# [PROVIDED INFORMATION]
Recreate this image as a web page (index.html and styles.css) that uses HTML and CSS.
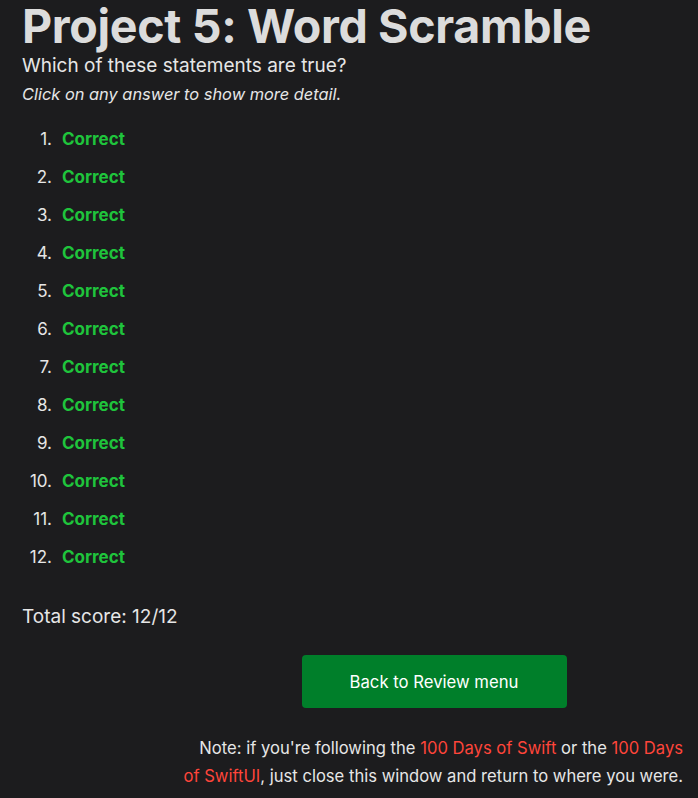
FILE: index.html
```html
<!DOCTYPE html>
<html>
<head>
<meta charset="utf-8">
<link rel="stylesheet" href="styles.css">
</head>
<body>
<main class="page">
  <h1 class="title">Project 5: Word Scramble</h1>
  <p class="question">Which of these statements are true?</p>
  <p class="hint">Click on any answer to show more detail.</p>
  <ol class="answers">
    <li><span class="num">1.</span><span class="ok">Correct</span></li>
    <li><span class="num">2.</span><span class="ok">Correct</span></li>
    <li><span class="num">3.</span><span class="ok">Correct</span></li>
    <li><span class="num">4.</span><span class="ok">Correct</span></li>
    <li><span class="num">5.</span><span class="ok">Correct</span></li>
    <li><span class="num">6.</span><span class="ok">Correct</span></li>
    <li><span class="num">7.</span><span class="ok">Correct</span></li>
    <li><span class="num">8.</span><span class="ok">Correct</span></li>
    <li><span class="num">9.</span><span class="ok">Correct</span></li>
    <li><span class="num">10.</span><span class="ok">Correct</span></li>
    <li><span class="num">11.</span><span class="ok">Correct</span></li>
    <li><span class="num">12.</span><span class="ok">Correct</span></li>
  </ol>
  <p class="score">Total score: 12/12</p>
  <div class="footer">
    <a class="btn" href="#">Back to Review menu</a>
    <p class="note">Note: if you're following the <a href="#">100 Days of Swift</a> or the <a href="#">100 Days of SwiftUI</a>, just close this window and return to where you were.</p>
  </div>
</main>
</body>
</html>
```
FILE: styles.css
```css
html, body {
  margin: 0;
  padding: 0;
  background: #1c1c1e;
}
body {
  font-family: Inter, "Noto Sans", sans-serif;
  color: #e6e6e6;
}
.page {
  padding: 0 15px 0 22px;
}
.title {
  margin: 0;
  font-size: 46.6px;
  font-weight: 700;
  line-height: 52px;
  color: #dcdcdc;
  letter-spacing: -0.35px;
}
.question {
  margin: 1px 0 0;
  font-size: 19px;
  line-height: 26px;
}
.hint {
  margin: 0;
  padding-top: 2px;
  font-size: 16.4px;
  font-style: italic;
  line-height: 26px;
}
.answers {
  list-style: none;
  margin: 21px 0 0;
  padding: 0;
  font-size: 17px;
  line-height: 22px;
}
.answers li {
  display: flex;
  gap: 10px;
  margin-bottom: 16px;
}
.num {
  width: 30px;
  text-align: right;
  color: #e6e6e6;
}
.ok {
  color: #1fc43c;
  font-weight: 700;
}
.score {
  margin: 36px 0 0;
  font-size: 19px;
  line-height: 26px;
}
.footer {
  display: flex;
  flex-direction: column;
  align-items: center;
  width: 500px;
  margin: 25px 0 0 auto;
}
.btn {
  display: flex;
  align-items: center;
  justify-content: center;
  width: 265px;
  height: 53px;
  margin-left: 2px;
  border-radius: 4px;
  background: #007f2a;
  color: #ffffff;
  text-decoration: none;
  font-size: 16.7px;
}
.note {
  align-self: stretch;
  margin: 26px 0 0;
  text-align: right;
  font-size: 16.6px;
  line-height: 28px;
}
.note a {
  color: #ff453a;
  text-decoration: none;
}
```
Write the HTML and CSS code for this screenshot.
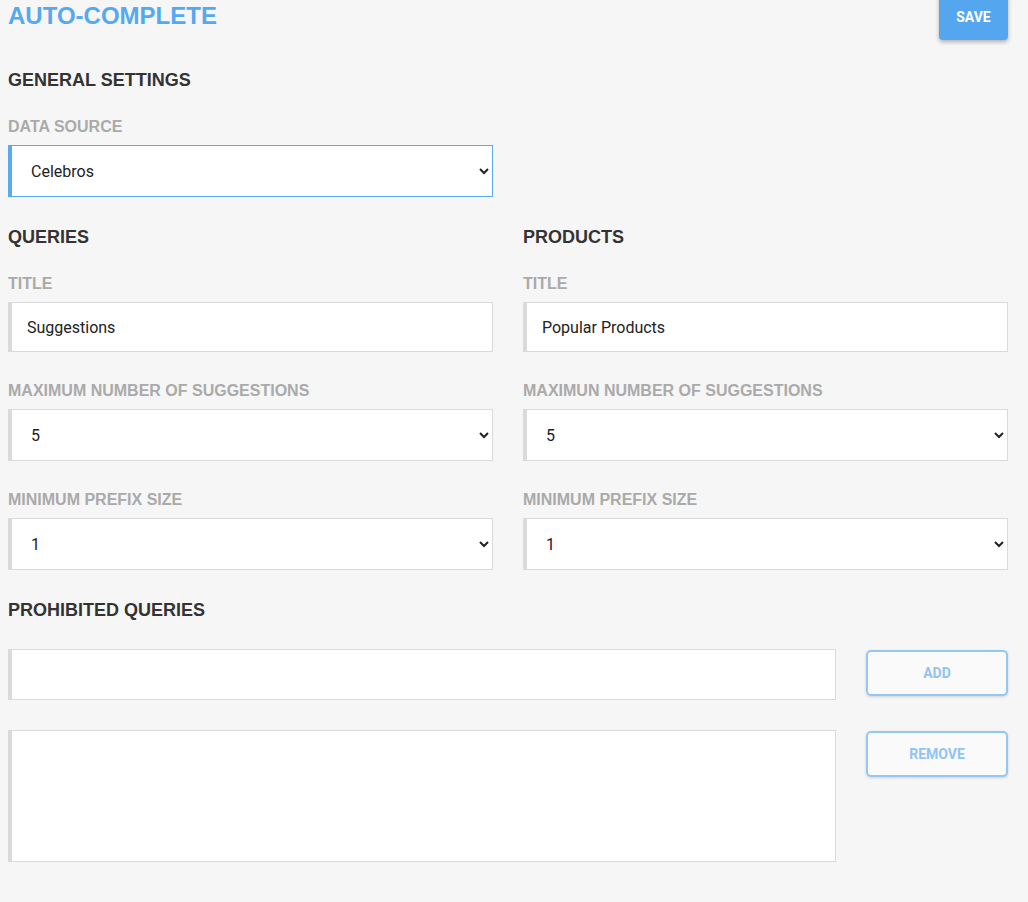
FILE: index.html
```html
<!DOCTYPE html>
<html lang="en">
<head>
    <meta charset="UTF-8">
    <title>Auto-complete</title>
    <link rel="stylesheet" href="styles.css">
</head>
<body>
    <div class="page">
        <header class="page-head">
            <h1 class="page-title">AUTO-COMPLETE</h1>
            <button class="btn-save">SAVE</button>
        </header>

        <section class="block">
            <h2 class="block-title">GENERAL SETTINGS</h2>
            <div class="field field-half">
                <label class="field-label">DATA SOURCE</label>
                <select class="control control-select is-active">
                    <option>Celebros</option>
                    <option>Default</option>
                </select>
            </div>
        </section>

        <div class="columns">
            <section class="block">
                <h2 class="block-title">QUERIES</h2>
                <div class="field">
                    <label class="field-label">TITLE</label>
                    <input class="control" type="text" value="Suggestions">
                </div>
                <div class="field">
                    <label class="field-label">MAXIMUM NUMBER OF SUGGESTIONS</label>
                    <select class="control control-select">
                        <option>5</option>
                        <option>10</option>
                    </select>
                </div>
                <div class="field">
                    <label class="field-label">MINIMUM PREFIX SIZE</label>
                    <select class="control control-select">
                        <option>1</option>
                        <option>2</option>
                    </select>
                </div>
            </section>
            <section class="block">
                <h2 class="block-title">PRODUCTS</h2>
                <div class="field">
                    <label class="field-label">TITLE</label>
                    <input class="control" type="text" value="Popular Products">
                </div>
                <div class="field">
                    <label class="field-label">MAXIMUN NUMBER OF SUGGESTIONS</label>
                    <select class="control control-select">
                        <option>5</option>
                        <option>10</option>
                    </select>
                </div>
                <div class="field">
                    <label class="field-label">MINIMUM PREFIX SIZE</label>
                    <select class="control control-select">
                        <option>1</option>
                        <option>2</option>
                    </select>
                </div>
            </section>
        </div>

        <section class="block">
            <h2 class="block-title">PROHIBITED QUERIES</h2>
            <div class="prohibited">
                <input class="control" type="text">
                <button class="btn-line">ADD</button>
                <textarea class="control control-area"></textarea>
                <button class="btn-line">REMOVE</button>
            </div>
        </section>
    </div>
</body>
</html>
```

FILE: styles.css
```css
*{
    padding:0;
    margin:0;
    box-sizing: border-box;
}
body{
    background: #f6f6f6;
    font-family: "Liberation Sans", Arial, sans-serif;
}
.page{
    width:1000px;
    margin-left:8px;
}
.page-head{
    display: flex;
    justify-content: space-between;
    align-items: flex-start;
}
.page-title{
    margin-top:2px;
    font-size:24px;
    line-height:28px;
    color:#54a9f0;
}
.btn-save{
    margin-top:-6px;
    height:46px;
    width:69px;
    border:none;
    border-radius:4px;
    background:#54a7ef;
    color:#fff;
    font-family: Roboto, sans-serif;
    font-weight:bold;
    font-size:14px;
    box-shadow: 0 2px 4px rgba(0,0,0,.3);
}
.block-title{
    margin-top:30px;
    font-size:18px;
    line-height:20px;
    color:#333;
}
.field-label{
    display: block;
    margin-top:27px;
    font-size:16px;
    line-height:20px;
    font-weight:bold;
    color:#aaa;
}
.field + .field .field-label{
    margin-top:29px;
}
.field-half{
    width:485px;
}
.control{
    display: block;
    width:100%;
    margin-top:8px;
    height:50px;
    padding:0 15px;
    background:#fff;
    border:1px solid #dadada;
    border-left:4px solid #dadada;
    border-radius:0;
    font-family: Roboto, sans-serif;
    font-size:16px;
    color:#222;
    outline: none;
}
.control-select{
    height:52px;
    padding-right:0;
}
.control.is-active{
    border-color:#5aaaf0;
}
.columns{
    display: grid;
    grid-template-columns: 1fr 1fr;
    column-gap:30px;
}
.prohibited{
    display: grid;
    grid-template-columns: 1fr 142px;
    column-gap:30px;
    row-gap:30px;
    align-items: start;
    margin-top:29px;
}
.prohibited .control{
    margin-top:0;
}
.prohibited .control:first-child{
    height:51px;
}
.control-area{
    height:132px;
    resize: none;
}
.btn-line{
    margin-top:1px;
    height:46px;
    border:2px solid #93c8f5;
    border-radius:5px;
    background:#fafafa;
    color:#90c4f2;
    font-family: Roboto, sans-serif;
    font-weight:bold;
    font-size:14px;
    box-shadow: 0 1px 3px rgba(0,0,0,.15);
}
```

# [AIM OF THE EXERCISE]
Your task is to transcribe all of the records precisely, with no images included.

# [EXERCISE OUTPUT]
Recreate this image as a web page (index.html and styles.css) that uses HTML and CSS.
FILE: index.html
```html
<!DOCTYPE html>
<html>
<head>
<meta charset="utf-8">
<link rel="stylesheet" href="styles.css">
</head>
<body>
<main class="page">
  <h1 class="title">Project 5: Word Scramble</h1>
  <p class="question">Which of these statements are true?</p>
  <p class="hint">Click on any answer to show more detail.</p>
  <ol class="answers">
    <li><span class="num">1.</span><span class="ok">Correct</span></li>
    <li><span class="num">2.</span><span class="ok">Correct</span></li>
    <li><span class="num">3.</span><span class="ok">Correct</span></li>
    <li><span class="num">4.</span><span class="ok">Correct</span></li>
    <li><span class="num">5.</span><span class="ok">Correct</span></li>
    <li><span class="num">6.</span><span class="ok">Correct</span></li>
    <li><span class="num">7.</span><span class="ok">Correct</span></li>
    <li><span class="num">8.</span><span class="ok">Correct</span></li>
    <li><span class="num">9.</span><span class="ok">Correct</span></li>
    <li><span class="num">10.</span><span class="ok">Correct</span></li>
    <li><span class="num">11.</span><span class="ok">Correct</span></li>
    <li><span class="num">12.</span><span class="ok">Correct</span></li>
  </ol>
  <p class="score">Total score: 12/12</p>
  <div class="footer">
    <a class="btn" href="#">Back to Review menu</a>
    <p class="note">Note: if you're following the <a href="#">100 Days of Swift</a> or the <a href="#">100 Days of SwiftUI</a>, just close this window and return to where you were.</p>
  </div>
</main>
</body>
</html>
```
FILE: styles.css
```css
html, body {
  margin: 0;
  padding: 0;
  background: #1c1c1e;
}
body {
  font-family: Inter, "Noto Sans", sans-serif;
  color: #e6e6e6;
}
.page {
  padding: 0 15px 0 22px;
}
.title {
  margin: 0;
  font-size: 46.6px;
  font-weight: 700;
  line-height: 52px;
  color: #dcdcdc;
  letter-spacing: -0.35px;
}
.question {
  margin: 1px 0 0;
  font-size: 19px;
  line-height: 26px;
}
.hint {
  margin: 0;
  padding-top: 2px;
  font-size: 16.4px;
  font-style: italic;
  line-height: 26px;
}
.answers {
  list-style: none;
  margin: 21px 0 0;
  padding: 0;
  font-size: 17px;
  line-height: 22px;
}
.answers li {
  display: flex;
  gap: 10px;
  margin-bottom: 16px;
}
.num {
  width: 30px;
  text-align: right;
  color: #e6e6e6;
}
.ok {
  color: #1fc43c;
  font-weight: 700;
}
.score {
  margin: 36px 0 0;
  font-size: 19px;
  line-height: 26px;
}
.footer {
  display: flex;
  flex-direction: column;
  align-items: center;
  width: 500px;
  margin: 25px 0 0 auto;
}
.btn {
  display: flex;
  align-items: center;
  justify-content: center;
  width: 265px;
  height: 53px;
  margin-left: 2px;
  border-radius: 4px;
  background: #007f2a;
  color: #ffffff;
  text-decoration: none;
  font-size: 16.7px;
}
.note {
  align-self: stretch;
  margin: 26px 0 0;
  text-align: right;
  font-size: 16.6px;
  line-height: 28px;
}
.note a {
  color: #ff453a;
  text-decoration: none;
}
```
Write the HTML and CSS code for this screenshot.
FILE: index.html
```html
<!DOCTYPE html>
<html lang="en">
<head>
    <meta charset="UTF-8">
    <title>Auto-complete</title>
    <link rel="stylesheet" href="styles.css">
</head>
<body>
    <div class="page">
        <header class="page-head">
            <h1 class="page-title">AUTO-COMPLETE</h1>
            <button class="btn-save">SAVE</button>
        </header>

        <section class="block">
            <h2 class="block-title">GENERAL SETTINGS</h2>
            <div class="field field-half">
                <label class="field-label">DATA SOURCE</label>
                <select class="control control-select is-active">
                    <option>Celebros</option>
                    <option>Default</option>
                </select>
            </div>
        </section>

        <div class="columns">
            <section class="block">
                <h2 class="block-title">QUERIES</h2>
                <div class="field">
                    <label class="field-label">TITLE</label>
                    <input class="control" type="text" value="Suggestions">
                </div>
                <div class="field">
                    <label class="field-label">MAXIMUM NUMBER OF SUGGESTIONS</label>
                    <select class="control control-select">
                        <option>5</option>
                        <option>10</option>
                    </select>
                </div>
                <div class="field">
                    <label class="field-label">MINIMUM PREFIX SIZE</label>
                    <select class="control control-select">
                        <option>1</option>
                        <option>2</option>
                    </select>
                </div>
            </section>
            <section class="block">
                <h2 class="block-title">PRODUCTS</h2>
                <div class="field">
                    <label class="field-label">TITLE</label>
                    <input class="control" type="text" value="Popular Products">
                </div>
                <div class="field">
                    <label class="field-label">MAXIMUN NUMBER OF SUGGESTIONS</label>
                    <select class="control control-select">
                        <option>5</option>
                        <option>10</option>
                    </select>
                </div>
                <div class="field">
                    <label class="field-label">MINIMUM PREFIX SIZE</label>
                    <select class="control control-select">
                        <option>1</option>
                        <option>2</option>
                    </select>
                </div>
            </section>
        </div>

        <section class="block">
            <h2 class="block-title">PROHIBITED QUERIES</h2>
            <div class="prohibited">
                <input class="control" type="text">
                <button class="btn-line">ADD</button>
                <textarea class="control control-area"></textarea>
                <button class="btn-line">REMOVE</button>
            </div>
        </section>
    </div>
</body>
</html>
```

FILE: styles.css
```css
*{
    padding:0;
    margin:0;
    box-sizing: border-box;
}
body{
    background: #f6f6f6;
    font-family: "Liberation Sans", Arial, sans-serif;
}
.page{
    width:1000px;
    margin-left:8px;
}
.page-head{
    display: flex;
    justify-content: space-between;
    align-items: flex-start;
}
.page-title{
    margin-top:2px;
    font-size:24px;
    line-height:28px;
    color:#54a9f0;
}
.btn-save{
    margin-top:-6px;
    height:46px;
    width:69px;
    border:none;
    border-radius:4px;
    background:#54a7ef;
    color:#fff;
    font-family: Roboto, sans-serif;
    font-weight:bold;
    font-size:14px;
    box-shadow: 0 2px 4px rgba(0,0,0,.3);
}
.block-title{
    margin-top:30px;
    font-size:18px;
    line-height:20px;
    color:#333;
}
.field-label{
    display: block;
    margin-top:27px;
    font-size:16px;
    line-height:20px;
    font-weight:bold;
    color:#aaa;
}
.field + .field .field-label{
    margin-top:29px;
}
.field-half{
    width:485px;
}
.control{
    display: block;
    width:100%;
    margin-top:8px;
    height:50px;
    padding:0 15px;
    background:#fff;
    border:1px solid #dadada;
    border-left:4px solid #dadada;
    border-radius:0;
    font-family: Roboto, sans-serif;
    font-size:16px;
    color:#222;
    outline: none;
}
.control-select{
    height:52px;
    padding-right:0;
}
.control.is-active{
    border-color:#5aaaf0;
}
.columns{
    display: grid;
    grid-template-columns: 1fr 1fr;
    column-gap:30px;
}
.prohibited{
    display: grid;
    grid-template-columns: 1fr 142px;
    column-gap:30px;
    row-gap:30px;
    align-items: start;
    margin-top:29px;
}
.prohibited .control{
    margin-top:0;
}
.prohibited .control:first-child{
    height:51px;
}
.control-area{
    height:132px;
    resize: none;
}
.btn-line{
    margin-top:1px;
    height:46px;
    border:2px solid #93c8f5;
    border-radius:5px;
    background:#fafafa;
    color:#90c4f2;
    font-family: Roboto, sans-serif;
    font-weight:bold;
    font-size:14px;
    box-shadow: 0 1px 3px rgba(0,0,0,.15);
}
```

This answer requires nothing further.